[Pages as source code]
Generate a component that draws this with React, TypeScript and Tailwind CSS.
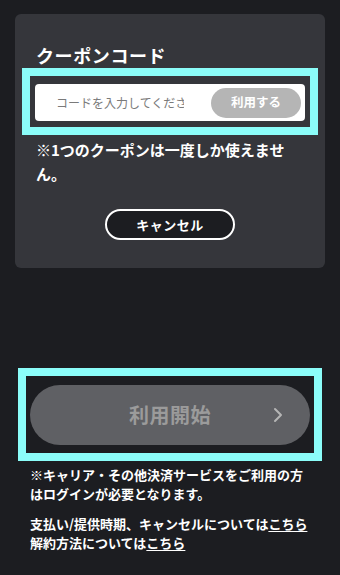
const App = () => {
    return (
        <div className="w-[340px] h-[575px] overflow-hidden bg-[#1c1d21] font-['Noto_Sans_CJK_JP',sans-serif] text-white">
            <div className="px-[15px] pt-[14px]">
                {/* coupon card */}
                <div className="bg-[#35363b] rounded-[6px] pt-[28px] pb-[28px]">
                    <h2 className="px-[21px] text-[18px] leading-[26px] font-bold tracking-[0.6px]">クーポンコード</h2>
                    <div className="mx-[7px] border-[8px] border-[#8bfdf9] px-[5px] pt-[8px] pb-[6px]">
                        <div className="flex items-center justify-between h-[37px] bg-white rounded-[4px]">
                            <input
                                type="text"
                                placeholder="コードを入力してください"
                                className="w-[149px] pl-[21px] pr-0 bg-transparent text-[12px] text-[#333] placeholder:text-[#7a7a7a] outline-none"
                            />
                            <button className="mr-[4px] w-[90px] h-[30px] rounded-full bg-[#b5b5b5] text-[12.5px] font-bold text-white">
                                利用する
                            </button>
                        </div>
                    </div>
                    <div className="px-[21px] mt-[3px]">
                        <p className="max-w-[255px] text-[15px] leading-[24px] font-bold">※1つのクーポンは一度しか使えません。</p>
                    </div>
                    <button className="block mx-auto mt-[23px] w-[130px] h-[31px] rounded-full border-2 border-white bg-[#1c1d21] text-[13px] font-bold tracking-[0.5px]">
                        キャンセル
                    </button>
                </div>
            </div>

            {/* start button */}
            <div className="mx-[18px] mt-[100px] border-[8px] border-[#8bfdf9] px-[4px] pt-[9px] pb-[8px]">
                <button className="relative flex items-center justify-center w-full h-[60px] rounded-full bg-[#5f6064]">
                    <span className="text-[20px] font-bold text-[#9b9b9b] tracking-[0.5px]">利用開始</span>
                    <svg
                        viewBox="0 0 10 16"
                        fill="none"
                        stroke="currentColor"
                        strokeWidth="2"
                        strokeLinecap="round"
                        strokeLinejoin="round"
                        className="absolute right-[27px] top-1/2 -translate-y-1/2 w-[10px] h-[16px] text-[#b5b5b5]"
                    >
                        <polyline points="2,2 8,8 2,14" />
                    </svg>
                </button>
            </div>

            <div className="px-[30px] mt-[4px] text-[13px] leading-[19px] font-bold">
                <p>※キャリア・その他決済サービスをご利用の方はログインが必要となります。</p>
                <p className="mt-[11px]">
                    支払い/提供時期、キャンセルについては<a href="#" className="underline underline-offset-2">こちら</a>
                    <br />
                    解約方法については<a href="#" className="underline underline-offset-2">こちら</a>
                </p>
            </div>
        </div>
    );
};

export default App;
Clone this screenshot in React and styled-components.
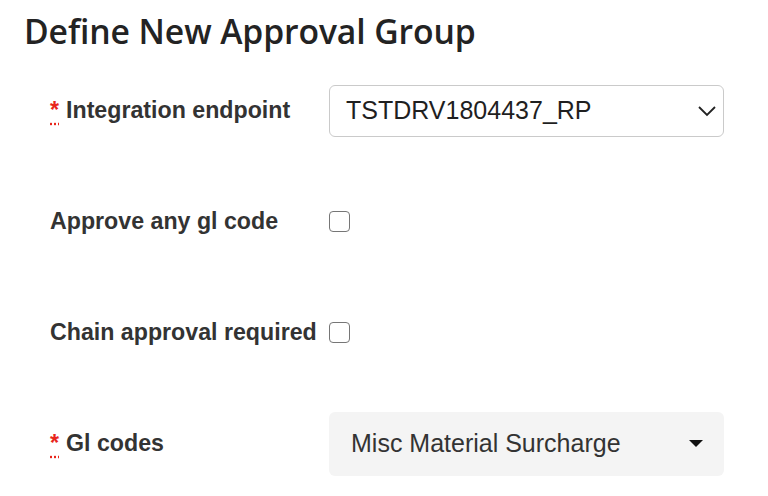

* **Problem requirements**
Extract every line above containing the word "React".

* **Right answer**
Generate a component that draws this with React, TypeScript and Tailwind CSS.
Clone this screenshot in React and styled-components.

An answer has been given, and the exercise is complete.